DIRECTIVE
Transcribe the material verbatim in full; the pictures do not belong in the copy.

DATA SECTION
## Begin
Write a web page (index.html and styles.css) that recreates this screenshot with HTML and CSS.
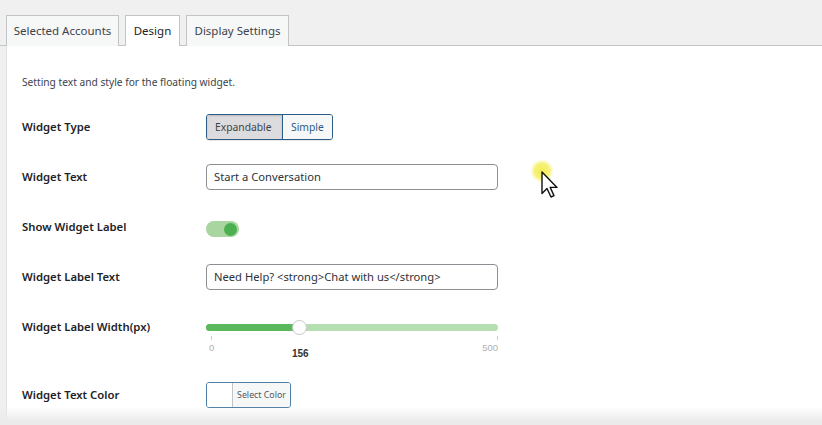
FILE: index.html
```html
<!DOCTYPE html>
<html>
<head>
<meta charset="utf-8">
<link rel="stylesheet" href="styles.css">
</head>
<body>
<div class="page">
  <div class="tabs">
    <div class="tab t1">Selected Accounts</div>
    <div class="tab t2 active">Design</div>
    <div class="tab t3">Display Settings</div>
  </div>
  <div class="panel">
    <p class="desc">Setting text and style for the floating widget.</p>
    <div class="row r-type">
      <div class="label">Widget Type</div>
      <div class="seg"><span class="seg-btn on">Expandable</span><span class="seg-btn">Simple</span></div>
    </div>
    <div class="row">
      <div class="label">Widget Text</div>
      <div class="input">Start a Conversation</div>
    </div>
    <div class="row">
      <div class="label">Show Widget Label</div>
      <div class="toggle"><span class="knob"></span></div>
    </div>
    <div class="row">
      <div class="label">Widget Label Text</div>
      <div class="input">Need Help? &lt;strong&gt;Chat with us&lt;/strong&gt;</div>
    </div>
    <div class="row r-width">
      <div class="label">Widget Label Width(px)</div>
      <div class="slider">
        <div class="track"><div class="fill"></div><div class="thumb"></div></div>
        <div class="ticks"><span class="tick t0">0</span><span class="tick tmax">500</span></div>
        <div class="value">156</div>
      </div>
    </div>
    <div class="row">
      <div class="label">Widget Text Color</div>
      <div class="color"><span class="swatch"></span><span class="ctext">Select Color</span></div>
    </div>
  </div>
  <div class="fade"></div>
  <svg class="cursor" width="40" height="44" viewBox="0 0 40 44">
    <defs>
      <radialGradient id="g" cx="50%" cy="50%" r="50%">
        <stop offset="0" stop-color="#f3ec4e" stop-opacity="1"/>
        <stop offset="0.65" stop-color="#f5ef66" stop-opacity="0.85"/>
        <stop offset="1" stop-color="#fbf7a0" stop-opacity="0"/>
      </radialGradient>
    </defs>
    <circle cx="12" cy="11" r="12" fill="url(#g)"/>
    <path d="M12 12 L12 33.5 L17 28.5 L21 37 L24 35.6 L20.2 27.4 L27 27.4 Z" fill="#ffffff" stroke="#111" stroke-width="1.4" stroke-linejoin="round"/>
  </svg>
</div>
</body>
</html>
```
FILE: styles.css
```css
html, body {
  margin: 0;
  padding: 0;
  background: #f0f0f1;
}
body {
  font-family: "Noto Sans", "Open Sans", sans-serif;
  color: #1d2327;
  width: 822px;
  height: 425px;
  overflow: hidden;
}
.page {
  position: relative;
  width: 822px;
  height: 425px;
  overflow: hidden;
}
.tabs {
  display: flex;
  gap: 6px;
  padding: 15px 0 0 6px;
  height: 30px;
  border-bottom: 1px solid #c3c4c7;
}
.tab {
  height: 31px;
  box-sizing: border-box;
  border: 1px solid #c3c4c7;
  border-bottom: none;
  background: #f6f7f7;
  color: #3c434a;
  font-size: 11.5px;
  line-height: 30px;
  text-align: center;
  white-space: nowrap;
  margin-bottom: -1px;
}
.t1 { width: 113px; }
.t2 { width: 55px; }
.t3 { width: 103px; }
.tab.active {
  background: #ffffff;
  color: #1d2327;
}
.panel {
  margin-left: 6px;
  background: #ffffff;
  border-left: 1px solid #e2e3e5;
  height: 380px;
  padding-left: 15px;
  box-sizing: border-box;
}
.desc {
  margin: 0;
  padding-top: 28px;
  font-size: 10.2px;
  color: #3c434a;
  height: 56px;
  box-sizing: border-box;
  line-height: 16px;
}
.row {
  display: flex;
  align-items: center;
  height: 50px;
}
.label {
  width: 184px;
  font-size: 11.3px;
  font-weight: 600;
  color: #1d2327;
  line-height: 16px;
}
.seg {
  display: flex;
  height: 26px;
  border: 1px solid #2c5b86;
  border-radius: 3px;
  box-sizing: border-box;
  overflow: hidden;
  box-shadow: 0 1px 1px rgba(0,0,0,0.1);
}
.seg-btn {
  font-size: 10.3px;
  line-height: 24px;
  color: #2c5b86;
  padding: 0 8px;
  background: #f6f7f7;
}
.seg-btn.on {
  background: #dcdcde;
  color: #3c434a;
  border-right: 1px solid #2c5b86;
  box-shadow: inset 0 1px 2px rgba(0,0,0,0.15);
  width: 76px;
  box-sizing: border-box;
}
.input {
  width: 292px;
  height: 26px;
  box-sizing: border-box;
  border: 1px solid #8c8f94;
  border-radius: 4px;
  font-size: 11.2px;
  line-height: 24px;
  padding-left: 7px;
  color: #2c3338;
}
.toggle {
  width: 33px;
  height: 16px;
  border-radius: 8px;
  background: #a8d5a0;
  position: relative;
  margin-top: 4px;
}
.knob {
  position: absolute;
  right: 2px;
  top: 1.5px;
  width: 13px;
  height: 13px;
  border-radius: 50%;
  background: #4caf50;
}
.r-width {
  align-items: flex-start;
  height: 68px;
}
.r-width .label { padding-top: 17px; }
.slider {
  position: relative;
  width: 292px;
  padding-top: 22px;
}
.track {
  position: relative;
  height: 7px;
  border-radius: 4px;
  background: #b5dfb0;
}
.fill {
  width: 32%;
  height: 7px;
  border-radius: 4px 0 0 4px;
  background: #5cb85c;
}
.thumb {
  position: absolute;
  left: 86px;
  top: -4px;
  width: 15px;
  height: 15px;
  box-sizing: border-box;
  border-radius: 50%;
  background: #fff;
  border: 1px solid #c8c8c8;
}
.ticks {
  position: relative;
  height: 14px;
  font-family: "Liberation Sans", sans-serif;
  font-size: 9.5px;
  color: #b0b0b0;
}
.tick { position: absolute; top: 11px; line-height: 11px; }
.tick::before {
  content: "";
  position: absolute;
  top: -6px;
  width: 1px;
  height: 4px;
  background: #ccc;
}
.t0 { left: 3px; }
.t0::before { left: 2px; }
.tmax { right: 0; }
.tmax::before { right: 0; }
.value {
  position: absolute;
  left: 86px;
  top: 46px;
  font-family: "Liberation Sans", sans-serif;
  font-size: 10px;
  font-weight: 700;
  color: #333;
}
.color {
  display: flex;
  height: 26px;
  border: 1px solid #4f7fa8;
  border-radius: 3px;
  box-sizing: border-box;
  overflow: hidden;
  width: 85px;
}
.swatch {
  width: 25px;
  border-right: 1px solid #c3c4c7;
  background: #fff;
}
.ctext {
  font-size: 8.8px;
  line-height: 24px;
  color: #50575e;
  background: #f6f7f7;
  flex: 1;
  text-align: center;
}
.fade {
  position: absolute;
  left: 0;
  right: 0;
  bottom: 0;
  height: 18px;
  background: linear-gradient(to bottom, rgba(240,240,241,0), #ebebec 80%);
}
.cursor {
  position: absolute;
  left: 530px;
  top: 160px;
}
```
## End
TASK RESULT
Write a web page (index.html and styles.css) that recreates this screenshot with HTML and CSS.
FILE: index.html
```html
<!DOCTYPE html>
<html>
<head>
<meta charset="utf-8">
<link rel="stylesheet" href="styles.css">
</head>
<body>
<div class="page">
  <div class="tabs">
    <div class="tab t1">Selected Accounts</div>
    <div class="tab t2 active">Design</div>
    <div class="tab t3">Display Settings</div>
  </div>
  <div class="panel">
    <p class="desc">Setting text and style for the floating widget.</p>
    <div class="row r-type">
      <div class="label">Widget Type</div>
      <div class="seg"><span class="seg-btn on">Expandable</span><span class="seg-btn">Simple</span></div>
    </div>
    <div class="row">
      <div class="label">Widget Text</div>
      <div class="input">Start a Conversation</div>
    </div>
    <div class="row">
      <div class="label">Show Widget Label</div>
      <div class="toggle"><span class="knob"></span></div>
    </div>
    <div class="row">
      <div class="label">Widget Label Text</div>
      <div class="input">Need Help? &lt;strong&gt;Chat with us&lt;/strong&gt;</div>
    </div>
    <div class="row r-width">
      <div class="label">Widget Label Width(px)</div>
      <div class="slider">
        <div class="track"><div class="fill"></div><div class="thumb"></div></div>
        <div class="ticks"><span class="tick t0">0</span><span class="tick tmax">500</span></div>
        <div class="value">156</div>
      </div>
    </div>
    <div class="row">
      <div class="label">Widget Text Color</div>
      <div class="color"><span class="swatch"></span><span class="ctext">Select Color</span></div>
    </div>
  </div>
  <div class="fade"></div>
  <svg class="cursor" width="40" height="44" viewBox="0 0 40 44">
    <defs>
      <radialGradient id="g" cx="50%" cy="50%" r="50%">
        <stop offset="0" stop-color="#f3ec4e" stop-opacity="1"/>
        <stop offset="0.65" stop-color="#f5ef66" stop-opacity="0.85"/>
        <stop offset="1" stop-color="#fbf7a0" stop-opacity="0"/>
      </radialGradient>
    </defs>
    <circle cx="12" cy="11" r="12" fill="url(#g)"/>
    <path d="M12 12 L12 33.5 L17 28.5 L21 37 L24 35.6 L20.2 27.4 L27 27.4 Z" fill="#ffffff" stroke="#111" stroke-width="1.4" stroke-linejoin="round"/>
  </svg>
</div>
</body>
</html>
```
FILE: styles.css
```css
html, body {
  margin: 0;
  padding: 0;
  background: #f0f0f1;
}
body {
  font-family: "Noto Sans", "Open Sans", sans-serif;
  color: #1d2327;
  width: 822px;
  height: 425px;
  overflow: hidden;
}
.page {
  position: relative;
  width: 822px;
  height: 425px;
  overflow: hidden;
}
.tabs {
  display: flex;
  gap: 6px;
  padding: 15px 0 0 6px;
  height: 30px;
  border-bottom: 1px solid #c3c4c7;
}
.tab {
  height: 31px;
  box-sizing: border-box;
  border: 1px solid #c3c4c7;
  border-bottom: none;
  background: #f6f7f7;
  color: #3c434a;
  font-size: 11.5px;
  line-height: 30px;
  text-align: center;
  white-space: nowrap;
  margin-bottom: -1px;
}
.t1 { width: 113px; }
.t2 { width: 55px; }
.t3 { width: 103px; }
.tab.active {
  background: #ffffff;
  color: #1d2327;
}
.panel {
  margin-left: 6px;
  background: #ffffff;
  border-left: 1px solid #e2e3e5;
  height: 380px;
  padding-left: 15px;
  box-sizing: border-box;
}
.desc {
  margin: 0;
  padding-top: 28px;
  font-size: 10.2px;
  color: #3c434a;
  height: 56px;
  box-sizing: border-box;
  line-height: 16px;
}
.row {
  display: flex;
  align-items: center;
  height: 50px;
}
.label {
  width: 184px;
  font-size: 11.3px;
  font-weight: 600;
  color: #1d2327;
  line-height: 16px;
}
.seg {
  display: flex;
  height: 26px;
  border: 1px solid #2c5b86;
  border-radius: 3px;
  box-sizing: border-box;
  overflow: hidden;
  box-shadow: 0 1px 1px rgba(0,0,0,0.1);
}
.seg-btn {
  font-size: 10.3px;
  line-height: 24px;
  color: #2c5b86;
  padding: 0 8px;
  background: #f6f7f7;
}
.seg-btn.on {
  background: #dcdcde;
  color: #3c434a;
  border-right: 1px solid #2c5b86;
  box-shadow: inset 0 1px 2px rgba(0,0,0,0.15);
  width: 76px;
  box-sizing: border-box;
}
.input {
  width: 292px;
  height: 26px;
  box-sizing: border-box;
  border: 1px solid #8c8f94;
  border-radius: 4px;
  font-size: 11.2px;
  line-height: 24px;
  padding-left: 7px;
  color: #2c3338;
}
.toggle {
  width: 33px;
  height: 16px;
  border-radius: 8px;
  background: #a8d5a0;
  position: relative;
  margin-top: 4px;
}
.knob {
  position: absolute;
  right: 2px;
  top: 1.5px;
  width: 13px;
  height: 13px;
  border-radius: 50%;
  background: #4caf50;
}
.r-width {
  align-items: flex-start;
  height: 68px;
}
.r-width .label { padding-top: 17px; }
.slider {
  position: relative;
  width: 292px;
  padding-top: 22px;
}
.track {
  position: relative;
  height: 7px;
  border-radius: 4px;
  background: #b5dfb0;
}
.fill {
  width: 32%;
  height: 7px;
  border-radius: 4px 0 0 4px;
  background: #5cb85c;
}
.thumb {
  position: absolute;
  left: 86px;
  top: -4px;
  width: 15px;
  height: 15px;
  box-sizing: border-box;
  border-radius: 50%;
  background: #fff;
  border: 1px solid #c8c8c8;
}
.ticks {
  position: relative;
  height: 14px;
  font-family: "Liberation Sans", sans-serif;
  font-size: 9.5px;
  color: #b0b0b0;
}
.tick { position: absolute; top: 11px; line-height: 11px; }
.tick::before {
  content: "";
  position: absolute;
  top: -6px;
  width: 1px;
  height: 4px;
  background: #ccc;
}
.t0 { left: 3px; }
.t0::before { left: 2px; }
.tmax { right: 0; }
.tmax::before { right: 0; }
.value {
  position: absolute;
  left: 86px;
  top: 46px;
  font-family: "Liberation Sans", sans-serif;
  font-size: 10px;
  font-weight: 700;
  color: #333;
}
.color {
  display: flex;
  height: 26px;
  border: 1px solid #4f7fa8;
  border-radius: 3px;
  box-sizing: border-box;
  overflow: hidden;
  width: 85px;
}
.swatch {
  width: 25px;
  border-right: 1px solid #c3c4c7;
  background: #fff;
}
.ctext {
  font-size: 8.8px;
  line-height: 24px;
  color: #50575e;
  background: #f6f7f7;
  flex: 1;
  text-align: center;
}
.fade {
  position: absolute;
  left: 0;
  right: 0;
  bottom: 0;
  height: 18px;
  background: linear-gradient(to bottom, rgba(240,240,241,0), #ebebec 80%);
}
.cursor {
  position: absolute;
  left: 530px;
  top: 160px;
}
```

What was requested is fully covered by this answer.